Alors quoi ? Quelle est la technique qui nous permettrait de ne plus nous faire complices des péchés d’autrui, sans pour autant nous transformer en moralisateur tyrannique ? Cette technique existe et s’appuie sur une vérité sans appel : « celui qui s’adresse à nous pour nous informer de ses problèmes, nous demande inconsciemment de l’aider à sortir du mensonge à soi. » C’est d’ailleurs le seul problème qu’il puisse avoir : se mentir. Tout le reste n’est qu’effet de cette cause unique et première. Les gens n’ont pas besoin d’être aidés : ils ont besoin de ne plus réussir à se mentir, même si c’est là leur intention pour un moment encore.

Mais c’est à eux et à eux seuls qu’il appartient de nous prévenir qu’ils sont prêts à changer. Avec un petit coup de pouce seulement, pas une intervention musclée du SWAT ! Et ils nous préviennent de leur degré de préparation uniquement lorsqu’ils viennent à nous, nous interrogent ou nous confient leurs problèmes supposés.

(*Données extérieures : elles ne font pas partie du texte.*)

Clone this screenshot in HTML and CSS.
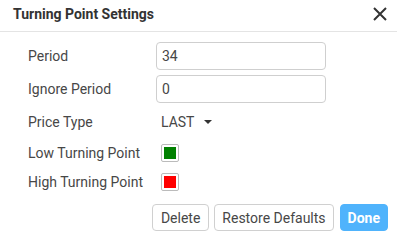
FILE: index.html
```html
<!DOCTYPE html>
<html>
<head>
<meta charset="utf-8">
<link rel="stylesheet" href="styles.css">
</head>
<body>
<div class="dialog">
  <div class="header">
    <div class="title">Turning Point Settings</div>
    <svg class="close" width="14" height="14" viewBox="0 0 14 14"><path d="M1 1L13 13M13 1L1 13" stroke="#333" stroke-width="2" fill="none"/></svg>
  </div>
  <div class="form">
    <div class="label">Period</div>
    <div class="field"><div class="input">34</div></div>
    <div class="label">Ignore Period</div>
    <div class="field"><div class="input">0</div></div>
    <div class="label">Price Type</div>
    <div class="field"><div class="select">LAST <span class="caret"></span></div></div>
    <div class="label">Low Turning Point</div>
    <div class="field"><span class="swatch"><span class="fill green"></span></span></div>
    <div class="label">High Turning Point</div>
    <div class="field"><span class="swatch"><span class="fill red"></span></span></div>
  </div>
  <div class="buttons">
    <button class="btn">Delete</button>
    <button class="btn">Restore Defaults</button>
    <button class="btn primary">Done</button>
  </div>
</div>
</body>
</html>
```
FILE: styles.css
```css
html, body {
  margin: 0;
  padding: 0;
  background: #fff;
}
body {
  font-family: Roboto, "Liberation Sans", sans-serif;
  font-size: 14px;
  color: #474747;
}
.dialog {
  width: 397px;
}
.header {
  border-bottom: 1px solid #e4e4e4;
  display: flex;
  align-items: center;
  justify-content: space-between;
  padding: 0 10px 0 13px;
  box-sizing: border-box;
  height: 32px;
}
.title {
  font-weight: bold;
  color: #333;
  font-size: 14px;
  margin-top: -4px;
}
.close {
  margin-top: -4px;
}
.form {
  display: grid;
  grid-template-columns: 128px 170px;
  grid-template-rows: 28px 28px 28px 24px 24px;
  row-gap: 5px;
  padding: 10px 0 0 28px;
}
.label {
  display: flex;
  align-items: center;
}
.field {
  display: flex;
  align-items: center;
}
.input {
  box-sizing: border-box;
  width: 170px;
  height: 28px;
  border: 1px solid #cfcfcf;
  border-radius: 4px;
  padding: 0 5px;
  display: flex;
  align-items: center;
}
.select {
  padding-left: 5px;
  display: flex;
  align-items: center;
}
.caret {
  display: inline-block;
  width: 0;
  height: 0;
  margin-left: 10px;
  border-left: 4px solid transparent;
  border-right: 4px solid transparent;
  border-top: 4px solid #333;
}
.swatch {
  box-sizing: border-box;
  width: 18px;
  height: 18px;
  margin-left: 5px;
  border: 1px solid #bbb;
  border-radius: 2px;
  padding: 2px;
  display: flex;
}
.fill {
  flex: 1;
}
.green { background: #008000; }
.red { background: #ff0000; }
.buttons {
  display: flex;
  justify-content: flex-end;
  gap: 5px;
  padding: 10px 9px 0 0;
}
.btn {
  font-family: Roboto, "Liberation Sans", sans-serif;
  font-size: 14px;
  color: #474747;
  background: #fff;
  border: 1px solid #d0d0d0;
  border-radius: 4px;
  height: 27px;
  padding: 0 7px;
}
.btn:first-child {
  padding: 0 8px;
}
.btn.primary {
  background: #4fb3fc;
  border-color: #4fb3fc;
  color: #fff;
  font-weight: bold;
  margin-left: 1px;
}
```
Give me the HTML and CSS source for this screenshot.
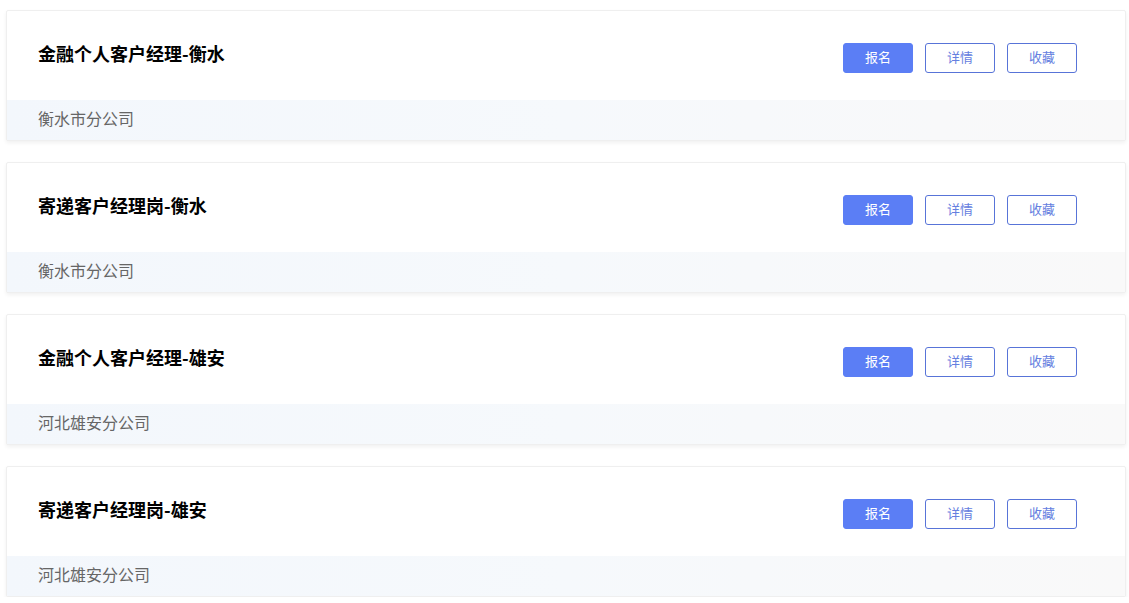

Observez les faits : lorsqu’une conférence Zoom est lancée, même s’il y a une centaine de personnes présentes, il y a toujours une majorité qui ne participe pas. Ou qui le fait juste pour exposer des expériences vécues ou des résultats obtenus, pas pour disserter de problèmes vécus. !

D’après vous, quelle en est la cause ? Elle est très simple à comprendre. Tout être humain est capable de sentir qu’il se ment, c’est un fait, mais si sa peur des conséquences s’il venait à tout avouer, est supérieure à ce ressenti, alors il préférera continuer de se mentir et se sentir plus en sécurité. Cet état d’esprit trouve son origine dans la prime enfance, quand des parents, n’ayant pas inventé l’eau chaude, exigeaient de nous que nous leur disions la vérité, tout en réussissant à nous convaincre que nous devons être sévèrement punis pour nos fautes.

Connaissez-vous ce proverbe inventé par des démons de l’enfer : « faute avouée à demi pardonnée » ? Faut-il avoir atteint le fond de la déchéance mentale humaine pour accoucher de telles ignominies ? Ainsi, nous devenons « complices du péché d’autrui », lorsque quelqu’un qui vient à nous nous montre carrément qu’il se ment et qu’au lieu d’en tenir compte, nous préférons opter pour la conservation de nos propres mensonges à soi. Car, que pourrait-il se produire si vous aidiez quelqu’un à ne plus se mentir ?

La réponse est évidente : cette personne chercherait alors à vous rendre la politesse et se mettrait en devoir de vous placer vos propres mensonges sous le nez. Bien sûr, la personne peut aussi bien mal réagir et chercher à vous abaisser, se croyant elle-même attaquée ou mise en état d’infériorité. Voilà qui devrait suffire pour de fructueuses méditations.